Ähnlich umstritten sind die großen Hoffnungen, die Monsanto-Chef Grant in sein neues Geschäftsfeld digitale Landwirtschaft setzt. Über seine Tochter Climate Corporation verkauft Monsanto den Bauern Daten zu Wetter und Bodenverhältnissen, mit deren Hilfe der Einsatz von Saatgut oder Pflanzenschutzmitteln optimiert werden kann. Bayer-Chef Baumann nannte das mit einen der Gründe für den Kauf: Monsanto stünde „ganz vorne bei der digitalen Landwirtschaft“.
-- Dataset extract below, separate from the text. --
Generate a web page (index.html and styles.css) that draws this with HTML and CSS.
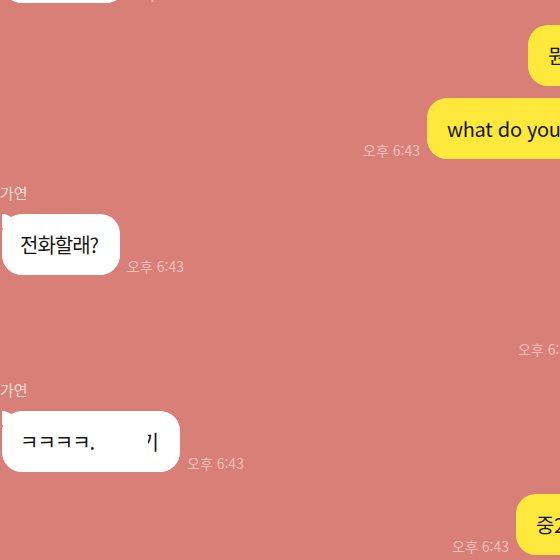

Allerdings gibt es bislang noch keine Umsätze, die ins Gewicht fallen – obwohl Monsanto bereits bis zu zwei Milliarden Dollar dafür ausgab. Zudem schläft die Konkurrenz nicht. Syngenta kaufte mehrere Unternehmen in dem Bereich, Dupont weitet sein Angebot Encirca aus und Traktorenhersteller wie Deere oder Agco bauen Software und Datenverarbeitung in ihre Landwirtschaftsgeräte ein.

Nach eigener Prognose will Monsanto 2020 rund 200 Millionen Dollar Umsatz mit dem Geschäft erzielen. Selbst bei einer großartigen Gewinnmarge von 50 Prozent wäre das im Verhältnis zur Gesamtbewertung von Monsanto immer noch Kleingeld. „Wir wollen das Amazon der Landwirtschaft werden“, sagt Grant. Ohne Frage ist die Geschäftsidee vielversprechend, allerdings steckt sie noch in den Kinderschuhen. „Wer sagt, dass sie anstatt Amazon nicht das Myspace oder Yahoo sind?“, fragt Analyst Oxgaard.